I remember as a kid I would have issues with my mother from time to time. She would be reacting to my bad behaviour and she would say, “I’ll treat you like an adult when you start acting like one.” To which I would pose the bogus challenge, “how am I supposed to act like an adult if you don’t treat me like one?”. Bogus because a person doesn’t need to be treated any particular way to act like an adult. A person can be all alone on a deserted island and still act like an adult - or a child.

So what makes an adult? Of course, it’s not any one thing and you can’t reduce a complex notion like this to a one-size-fits-all answer. But if you did reduce the concept, you would get “self control” at the top of the main things that make up an adult. Not all adults have this of course and that’s why I am using the word “mature”.

I think self control is a matter of considered choice. We are faced with a situation to which there are several answers. We consider the consequences of each behaviour and then we choose the one that we want. Small children who don’t know about the concept of self control don’t even consider the consequences. They know immediately what they want and that’s the one they go for. For example, take the situation where someone offers you a piece of cake. As a small child, assuming you like cake, you will immediately say “yes I want cake”. There are no consequences to a small child. However as you get older, you learn that there are consequences to behaviour. If you eat that cake now, you may have the satisfaction of the taste, you may satisfy a hunger pang, but you also know there are better food choices to make or, if you aren’t hungry, that these are empty calories.

Even a dog understands that choices can be made and that there are consequences. As I watch my puppy learn and mature, I see him hesitate before deciding to chase that bit of paper across the street. Sometimes he chooses not to chase it and he is rewarded. Sometimes he decides that he will chase it and he is corrected. “Control” is not necessarily about prohibiting behaviour - it can mean channelling it or working with it, like you do with a dog’s natural instincts to chase of sniff.

As we get even more mature, we begin to differentiate between long term and short term consequences to our behaviour. Something may satisfy you in the short term with no apparent negative consequences but you can look to the long term and see that there could be negative consequences down the road. (This concept is especially applicable to the subject of weight-gain.)

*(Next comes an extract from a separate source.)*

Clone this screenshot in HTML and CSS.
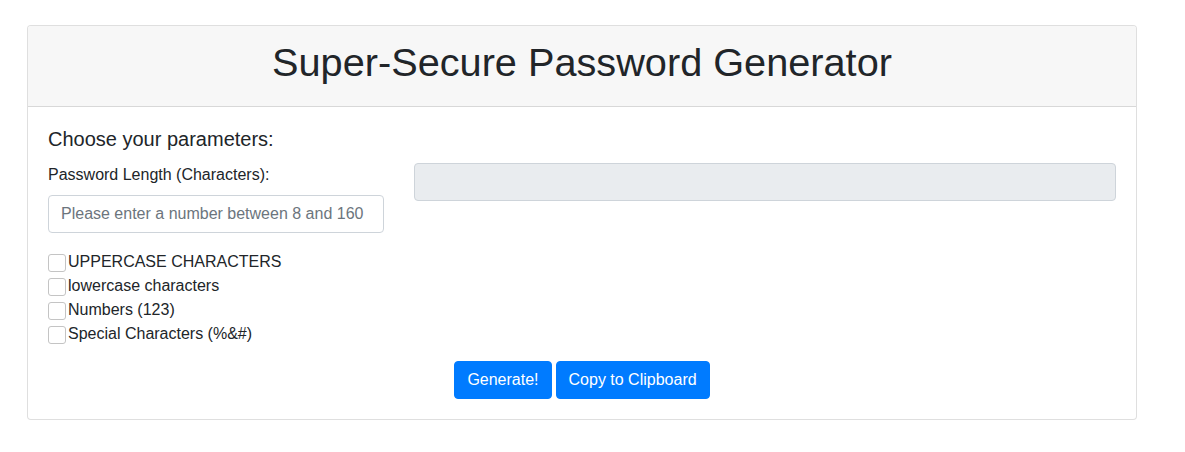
FILE: index.html
```html
<!DOCTYPE html>
<html lang="en">
<head>
<meta charset="utf-8">
<title>Super-Secure Password Generator</title>
<link rel="stylesheet" href="styles.css">
</head>
<body>
<div class="card">
  <div class="card-header">
    <h1 class="title">Super-Secure Password Generator</h1>
  </div>
  <div class="card-body">
    <h5 class="subtitle">Choose your parameters:</h5>
    <div class="row">
      <div class="col-left">
        <div class="form-group">
          <label class="label" for="len">Password Length (Characters):</label>
          <input class="form-control" id="len" type="text" placeholder="Please enter a number between 8 and 160">
        </div>
        <div class="checks">
          <label class="check"><input type="checkbox" class="box">UPPERCASE CHARACTERS</label>
          <label class="check"><input type="checkbox" class="box">lowercase characters</label>
          <label class="check"><input type="checkbox" class="box">Numbers (123)</label>
          <label class="check"><input type="checkbox" class="box">Special Characters (%&amp;#)</label>
        </div>
      </div>
      <div class="col-right">
        <input class="form-control readonly" type="text" readonly>
      </div>
    </div>
    <div class="actions">
      <button class="btn" type="button">Generate!</button>
      <button class="btn" type="button">Copy to Clipboard</button>
    </div>
  </div>
</div>
</body>
</html>
```
FILE: styles.css
```css
* { box-sizing: border-box; }
html, body {
  margin: 0;
  padding: 0;
  background: #fff;
  color: #212529;
  font-family: "Liberation Sans", Arial, sans-serif;
  font-size: 16px;
  line-height: 1.5;
}
.card {
  width: 1110px;
  margin: 25px 0 0 27px;
  border: 1px solid rgba(0,0,0,.125);
  border-radius: 4px;
  background: #fff;
}
.card-header {
  background: #f7f7f7;
  border-bottom: 1px solid rgba(0,0,0,.125);
  padding: 12px 20px;
  border-radius: 3px 3px 0 0;
}
.title {
  margin: 0 0 8px;
  font-size: 39.7px;
  font-weight: 400;
  line-height: 48px;
  text-align: center;
}
.card-body {
  padding: 20px;
}
.subtitle {
  margin: 0 0 12px;
  font-size: 20px;
  font-weight: 400;
  line-height: 24px;
}
.row {
  display: flex;
  gap: 30px;
}
.col-left { width: 336px; flex: none; }
.col-right { flex: 1; }
.form-group { margin-bottom: 16px; }
.label {
  display: block;
  margin-bottom: 8px;
  font-size: 16px;
  line-height: 24px;
}
.form-control {
  display: block;
  width: 100%;
  height: 38px;
  padding: 6px 12px;
  font-family: inherit;
  font-size: 16px;
  line-height: 24px;
  color: #495057;
  background: #fff;
  border: 1px solid #ced4da;
  border-radius: 4px;
  outline: none;
}
.form-control::placeholder { color: #6c757d; }
.readonly { background: #e9ecef; }
.checks {
  display: flex;
  flex-direction: column;
  padding-top: 1px;
}
.check {
  display: flex;
  align-items: center;
  height: 24px;
  font-size: 16px;
}
.box {
  appearance: none;
  -webkit-appearance: none;
  width: 18px;
  height: 18px;
  margin: 1px 2px 0 0;
  border: 1px solid #c4c4c4;
  border-radius: 3px;
  background: #fff;
  flex: none;
}
.actions {
  display: flex;
  justify-content: center;
  gap: 4px;
  margin-top: 15px;
}
.btn {
  height: 38px;
  padding: 6px 12px;
  font-family: inherit;
  font-size: 16px;
  line-height: 24px;
  color: #fff;
  background: #007bff;
  border: 1px solid #007bff;
  border-radius: 4px;
}
```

Finally, we start to understand how our behaviour affects other people (which in turn ultimately affects us). If we get angry at someone for something they did, we have to choose what to do about it. Do we express our anger in the hope that what they did to us will not happen again? How has that worked in the past? Do we give a measured response, hoping that the lesson will be learned but without all the rancour?

All of this can be boiled down into how much you control your own self. And we can all control ourselves - sometimes we just choose not to. I think the extent to which you willingly control your behaviour is a sign of how mature you are.

2 Comments:

Blogger IA said...

Wait--there are *consequences* to eating cake?!?

Oh dear.

- - -

But cake aside, I know what you mean. I realized at some point in or around my college years that I would always be responsible for the things I did. And that when I did the wrong thing, I would have to live with it for the rest of my life, wincing every time it came to mind. Fortunately, I didn't do anything too too horrible before I figured that out. But while it takes me two hours to come up with a list of ten positive things, I have no trouble at all thinking of negative ones, and the memories of things I've done that I shouldn't have are probably the clearest, sharpest memories I have.

Every now and then I encounter someone who hasn't yet grasped this, and it's alarming. Usually they're teenagers, and I tell myself they'll probably figure it out. But occasionally they're adults, people who should be more mature by now, and then it's very sad. And dangerous. Those are the kind of people I cross the street to avoid.

4:01 p.m., February 20, 2006  
Blogger JuliaR said...

Bbrug, you’re right. It IS dangerous when people don’t understand or care if there are consequences. Sometimes it amounts to mental illness but other times, it’s just a frozen-in-childhood sense of entitlement gone wrong. I have an interesting book called ‘Reinventing your life” and one of the chapters deals with the entitlement ‘lifetrap’ but the authors say, ‘if you have this particular life trap, you‘re probably not reading this book!’ Too true.